§ **Collected data**
::::

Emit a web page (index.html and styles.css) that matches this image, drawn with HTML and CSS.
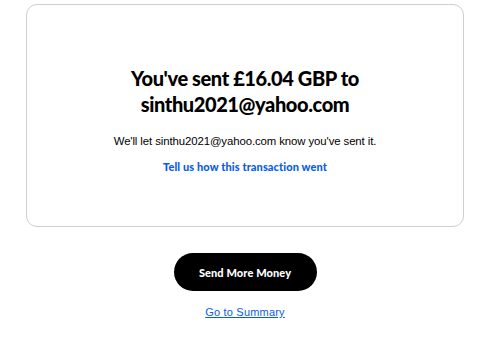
FILE: index.html
```html
<!DOCTYPE html>
<html>
<head>
<meta charset="utf-8">
<link rel="stylesheet" href="styles.css">
</head>
<body>
<main class="page">
  <section class="card">
    <h1 class="title">You've sent £16.04 GBP to<br>sinthu2021@yahoo.com</h1>
    <p class="note">We'll let sinthu2021@yahoo.com know you've sent it.</p>
    <a class="feedback" href="#">Tell us how this transaction went</a>
  </section>
  <div class="actions">
    <a class="btn" href="#">Send More Money</a>
    <a class="summary" href="#">Go to Summary</a>
  </div>
</main>
</body>
</html>
```

FILE: styles.css
```css
html, body {
  margin: 0;
  padding: 0;
  background: #fff;
}
body {
  font-family: "Liberation Sans", Arial, sans-serif;
  color: #000;
}
.page {
  width: 438px;
  margin-left: 26px;
  padding-top: 4px;
}
.card {
  box-sizing: border-box;
  height: 223px;
  border: 1px solid #cfcfcf;
  border-radius: 11px;
  display: flex;
  flex-direction: column;
  align-items: center;
  padding-top: 60px;
}
.title {
  margin: 0;
  font-family: "Lato", sans-serif;
  font-weight: 900;
  font-size: 20px;
  line-height: 26px;
  text-align: center;
  letter-spacing: -0.4px;
}
.note {
  margin: 17px 0 0;
  font-size: 11.4px;
  line-height: 14px;
  letter-spacing: -0.1px;
}
.feedback {
  margin-top: 12px;
  font-family: "Lato", sans-serif;
  font-weight: 900;
  font-size: 11px;
  line-height: 14px;
  color: #0a5ce8;
  text-decoration: none;
  letter-spacing: 0.1px;
}
.actions {
  display: flex;
  flex-direction: column;
  align-items: center;
  padding-top: 26px;
}
.btn {
  display: flex;
  align-items: center;
  justify-content: center;
  width: 143px;
  height: 38px;
  border-radius: 19px;
  background: #000;
  color: #fff;
  font-family: "Lato", sans-serif;
  font-weight: 900;
  font-size: 11px;
  text-decoration: none;
  letter-spacing: 0.1px;
}
.summary {
  margin-top: 14px;
  font-size: 11px;
  line-height: 14px;
  color: #0a5ce8;
  text-decoration: underline;
  letter-spacing: 0.2px;
}
```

::::

Without the pictures, write out all of the material exactly.

Emit a web page (index.html and styles.css) that matches this image, drawn with HTML and CSS.
FILE: index.html
```html
<!DOCTYPE html>
<html>
<head>
<meta charset="utf-8">
<link rel="stylesheet" href="styles.css">
</head>
<body>
<main class="page">
  <section class="card">
    <h1 class="title">You've sent £16.04 GBP to<br>sinthu2021@yahoo.com</h1>
    <p class="note">We'll let sinthu2021@yahoo.com know you've sent it.</p>
    <a class="feedback" href="#">Tell us how this transaction went</a>
  </section>
  <div class="actions">
    <a class="btn" href="#">Send More Money</a>
    <a class="summary" href="#">Go to Summary</a>
  </div>
</main>
</body>
</html>
```

FILE: styles.css
```css
html, body {
  margin: 0;
  padding: 0;
  background: #fff;
}
body {
  font-family: "Liberation Sans", Arial, sans-serif;
  color: #000;
}
.page {
  width: 438px;
  margin-left: 26px;
  padding-top: 4px;
}
.card {
  box-sizing: border-box;
  height: 223px;
  border: 1px solid #cfcfcf;
  border-radius: 11px;
  display: flex;
  flex-direction: column;
  align-items: center;
  padding-top: 60px;
}
.title {
  margin: 0;
  font-family: "Lato", sans-serif;
  font-weight: 900;
  font-size: 20px;
  line-height: 26px;
  text-align: center;
  letter-spacing: -0.4px;
}
.note {
  margin: 17px 0 0;
  font-size: 11.4px;
  line-height: 14px;
  letter-spacing: -0.1px;
}
.feedback {
  margin-top: 12px;
  font-family: "Lato", sans-serif;
  font-weight: 900;
  font-size: 11px;
  line-height: 14px;
  color: #0a5ce8;
  text-decoration: none;
  letter-spacing: 0.1px;
}
.actions {
  display: flex;
  flex-direction: column;
  align-items: center;
  padding-top: 26px;
}
.btn {
  display: flex;
  align-items: center;
  justify-content: center;
  width: 143px;
  height: 38px;
  border-radius: 19px;
  background: #000;
  color: #fff;
  font-family: "Lato", sans-serif;
  font-weight: 900;
  font-size: 11px;
  text-decoration: none;
  letter-spacing: 0.1px;
}
.summary {
  margin-top: 14px;
  font-size: 11px;
  line-height: 14px;
  color: #0a5ce8;
  text-decoration: underline;
  letter-spacing: 0.2px;
}
```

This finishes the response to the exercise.